Il y aurait peut-être mieux encore à faire et à espérer. Si, comme on aime à le croire, les protestations d’amour, pour la paix et de dévouement aux intérêts généraux que nous font entendre les gouvernemens de l’Europe ont quelque réalité, il y a des choses auxquelles ils pourraient se prêter au grand avantage de tous et que leur concours seul permettrait d’accomplir. Telle serait par exemple la construction d’un chemin de fer de Belgrade à Bassora, lequel, à mon gré, devrait rendre au moins autant de services au développement des intérêts européens vers l’extrême Orient que ne le fera sans doute jamais le percement de l’isthme de Suez. Seulement il s’agit de trois ou quatre mille kilomètres à construire ; c’est une entreprise qui est tout à fait au-dessus des forces et du crédit de l’empire ottoman. Dans la position des choses, il y a même des raisons de croire que les efforts isolés d’aucun gouvernement ne pourraient la mener à bien. Il faudrait une entente commune, ne fût-ce que pour trouver les capitaux nécessaires à un si grand travail, et cette entente, elle ne pourrait s’établir que dans une conférence qui deviendrait une sorte de syndicat européen. Mais quel intérêt n’aurait pas aujourd’hui l’Europe à mettre Paris et Londres à dix ou douze jours de Bombay ? Quelle source de richesses, de lumières et de civilisation serait ouverte à travers tant de pays aujourd’hui déshérités et barbares !

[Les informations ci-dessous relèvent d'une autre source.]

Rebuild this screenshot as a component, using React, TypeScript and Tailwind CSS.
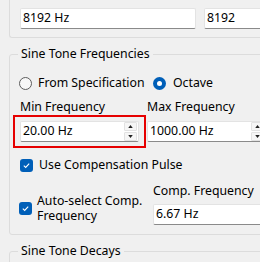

Il y a donc juste raison de dire que, dans toutes les hypothèses, la réunion d’une conférence siégeant en permanence pour veiller sur les affaires de l’Orient n’est pas contestable en principe ni en droit, qu’elle n’est contraire aux intérêts avouables d’aucune puissance, que, bien loin de là, elle serait appelée à rendre à toutes les services les plus considérables, et qu’elle serait enfin le moyen le plus propice à la conservation de la paix générale, aussi longtemps qu’elle pourra être conservée.